Exercise instructions
Drop the pictures, then extract the listing word for word.

## BEGIN Stored data

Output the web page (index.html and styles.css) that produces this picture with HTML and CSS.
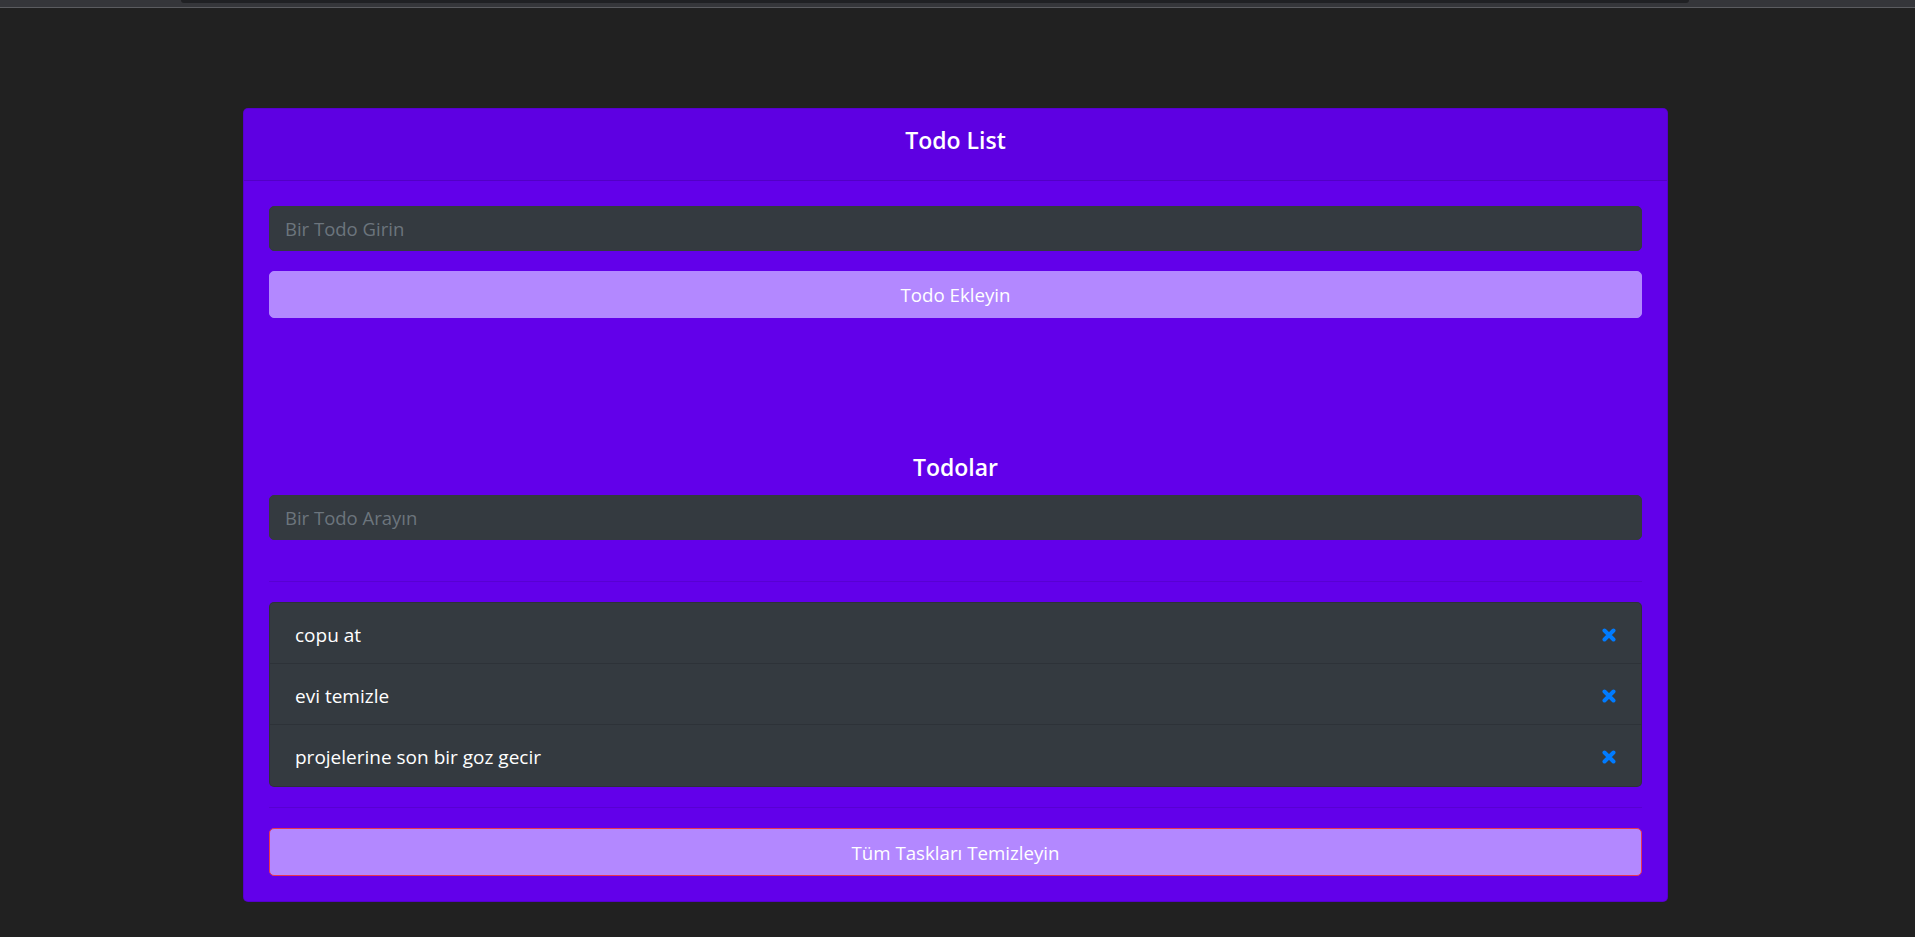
FILE: index.html
```html
<!DOCTYPE html>
<html lang="tr">
<head>
<meta charset="utf-8">
<title>Todo List</title>
<link rel="stylesheet" href="styles.css">
</head>
<body>
<div class="chrome"><div class="chrome-tab"></div></div>
<main class="page">
  <section class="card">
    <header class="card-header">
      <h5 class="card-title">Todo List</h5>
    </header>
    <div class="card-body">
      <form class="add-form">
        <input class="field" type="text" placeholder="Bir Todo Girin">
        <button class="btn btn-add" type="button">Todo Ekleyin</button>
      </form>
      <h5 class="section-title">Todolar</h5>
      <input class="field" type="text" placeholder="Bir Todo Arayın">
      <hr class="divider divider-search">
      <ul class="list">
        <li class="list-item"><span>copu at</span>
          <svg class="del" viewBox="0 0 14 14" aria-hidden="true"><path d="M2.5 2.5 L11.5 11.5 M11.5 2.5 L2.5 11.5"/></svg></li>
        <li class="list-item"><span>evi temizle</span>
          <svg class="del" viewBox="0 0 14 14" aria-hidden="true"><path d="M2.5 2.5 L11.5 11.5 M11.5 2.5 L2.5 11.5"/></svg></li>
        <li class="list-item"><span>projelerine son bir goz gecir</span>
          <svg class="del" viewBox="0 0 14 14" aria-hidden="true"><path d="M2.5 2.5 L11.5 11.5 M11.5 2.5 L2.5 11.5"/></svg></li>
      </ul>
      <hr class="divider">
      <button class="btn btn-clear" type="button">Tüm Taskları Temizleyin</button>
    </div>
  </section>
</main>
</body>
</html>
```

FILE: styles.css
```css
* { box-sizing: border-box; }
html, body { margin: 0; padding: 0; }
body {
  background: #212121;
  font-family: "Open Sans", "Noto Sans", "Liberation Sans", sans-serif;
  font-size: 20px;
  color: #fff;
  height: 937px;
  overflow: hidden;
}
.chrome {
  height: 8px;
  background: #35363a;
  border-bottom: 1px solid #5b5c60;
  display: flex;
  padding-left: 181px;
}
.chrome-tab {
  width: 1508px;
  height: 3px;
  background: #202124;
  border-radius: 0 0 3px 3px;
}
.page {
  padding: 100px 0 0 243px;
}
.card {
  width: 1425px;
  background: #6200ea;
  border: 1px solid rgba(0,0,0,.125);
  border-radius: 5px;
  overflow: hidden;
}
.card-header {
  background: rgba(0,0,0,.03);
  border-bottom: 1px solid rgba(0,0,0,.125);
  padding: 16px 25px 15px;
  text-align: center;
}
.card-title, .section-title {
  margin: 0 0 10px;
  font-size: 23px;
  font-weight: 600;
  line-height: 30px;
  text-align: center;
}
.card-body {
  padding: 25px 25px 25px;
  display: flex;
  flex-direction: column;
}
.add-form {
  display: flex;
  flex-direction: column;
  gap: 20px;
  margin: 0 0 134px;
}
.section-title { margin: 0 0 13px; }
.field {
  height: 45px;
  width: 100%;
  background: #343a40;
  border: 1px solid #343a40;
  border-radius: 5px;
  padding: 0 15px;
  font: inherit;
  font-size: 18.5px;
  color: #fff;
  outline: none;
}
.field::placeholder { color: #6c757d; }
.btn {
  height: 47px;
  width: 100%;
  background: #b388ff;
  border: 1px solid #b388ff;
  border-radius: 5px;
  color: #fff;
  font: inherit;
  font-size: 18.7px;
  cursor: pointer;
}
.btn-clear {
  height: 48px;
  border-color: #e83552;
}
.divider {
  width: 100%;
  margin: 20px 0;
  border: 0;
  border-top: 1px solid rgba(0,0,0,.1);
}
.divider-search { margin-top: 41px; }
.list {
  list-style: none;
  margin: 0;
  padding: 0;
  border: 1px solid rgba(0,0,0,.125);
  border-radius: 5px;
  overflow: hidden;
  background: #343a40;
}
.list-item {
  display: flex;
  align-items: center;
  justify-content: space-between;
  height: 61px;
  padding: 3px 25px 0 25px;
  font-size: 19px;
  border-top: 1px solid rgba(0,0,0,.125);
}
.list-item:first-child { border-top: 0; height: 60px; }
.list-item:last-child { height: 62px; }
.del {
  width: 14px;
  height: 14px;
  fill: none;
  stroke: #007bff;
  stroke-width: 4;
  stroke-linecap: round;
}
```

## END Stored data

The result
Output the web page (index.html and styles.css) that produces this picture with HTML and CSS.
FILE: index.html
```html
<!DOCTYPE html>
<html lang="tr">
<head>
<meta charset="utf-8">
<title>Todo List</title>
<link rel="stylesheet" href="styles.css">
</head>
<body>
<div class="chrome"><div class="chrome-tab"></div></div>
<main class="page">
  <section class="card">
    <header class="card-header">
      <h5 class="card-title">Todo List</h5>
    </header>
    <div class="card-body">
      <form class="add-form">
        <input class="field" type="text" placeholder="Bir Todo Girin">
        <button class="btn btn-add" type="button">Todo Ekleyin</button>
      </form>
      <h5 class="section-title">Todolar</h5>
      <input class="field" type="text" placeholder="Bir Todo Arayın">
      <hr class="divider divider-search">
      <ul class="list">
        <li class="list-item"><span>copu at</span>
          <svg class="del" viewBox="0 0 14 14" aria-hidden="true"><path d="M2.5 2.5 L11.5 11.5 M11.5 2.5 L2.5 11.5"/></svg></li>
        <li class="list-item"><span>evi temizle</span>
          <svg class="del" viewBox="0 0 14 14" aria-hidden="true"><path d="M2.5 2.5 L11.5 11.5 M11.5 2.5 L2.5 11.5"/></svg></li>
        <li class="list-item"><span>projelerine son bir goz gecir</span>
          <svg class="del" viewBox="0 0 14 14" aria-hidden="true"><path d="M2.5 2.5 L11.5 11.5 M11.5 2.5 L2.5 11.5"/></svg></li>
      </ul>
      <hr class="divider">
      <button class="btn btn-clear" type="button">Tüm Taskları Temizleyin</button>
    </div>
  </section>
</main>
</body>
</html>
```

FILE: styles.css
```css
* { box-sizing: border-box; }
html, body { margin: 0; padding: 0; }
body {
  background: #212121;
  font-family: "Open Sans", "Noto Sans", "Liberation Sans", sans-serif;
  font-size: 20px;
  color: #fff;
  height: 937px;
  overflow: hidden;
}
.chrome {
  height: 8px;
  background: #35363a;
  border-bottom: 1px solid #5b5c60;
  display: flex;
  padding-left: 181px;
}
.chrome-tab {
  width: 1508px;
  height: 3px;
  background: #202124;
  border-radius: 0 0 3px 3px;
}
.page {
  padding: 100px 0 0 243px;
}
.card {
  width: 1425px;
  background: #6200ea;
  border: 1px solid rgba(0,0,0,.125);
  border-radius: 5px;
  overflow: hidden;
}
.card-header {
  background: rgba(0,0,0,.03);
  border-bottom: 1px solid rgba(0,0,0,.125);
  padding: 16px 25px 15px;
  text-align: center;
}
.card-title, .section-title {
  margin: 0 0 10px;
  font-size: 23px;
  font-weight: 600;
  line-height: 30px;
  text-align: center;
}
.card-body {
  padding: 25px 25px 25px;
  display: flex;
  flex-direction: column;
}
.add-form {
  display: flex;
  flex-direction: column;
  gap: 20px;
  margin: 0 0 134px;
}
.section-title { margin: 0 0 13px; }
.field {
  height: 45px;
  width: 100%;
  background: #343a40;
  border: 1px solid #343a40;
  border-radius: 5px;
  padding: 0 15px;
  font: inherit;
  font-size: 18.5px;
  color: #fff;
  outline: none;
}
.field::placeholder { color: #6c757d; }
.btn {
  height: 47px;
  width: 100%;
  background: #b388ff;
  border: 1px solid #b388ff;
  border-radius: 5px;
  color: #fff;
  font: inherit;
  font-size: 18.7px;
  cursor: pointer;
}
.btn-clear {
  height: 48px;
  border-color: #e83552;
}
.divider {
  width: 100%;
  margin: 20px 0;
  border: 0;
  border-top: 1px solid rgba(0,0,0,.1);
}
.divider-search { margin-top: 41px; }
.list {
  list-style: none;
  margin: 0;
  padding: 0;
  border: 1px solid rgba(0,0,0,.125);
  border-radius: 5px;
  overflow: hidden;
  background: #343a40;
}
.list-item {
  display: flex;
  align-items: center;
  justify-content: space-between;
  height: 61px;
  padding: 3px 25px 0 25px;
  font-size: 19px;
  border-top: 1px solid rgba(0,0,0,.125);
}
.list-item:first-child { border-top: 0; height: 60px; }
.list-item:last-child { height: 62px; }
.del {
  width: 14px;
  height: 14px;
  fill: none;
  stroke: #007bff;
  stroke-width: 4;
  stroke-linecap: round;
}
```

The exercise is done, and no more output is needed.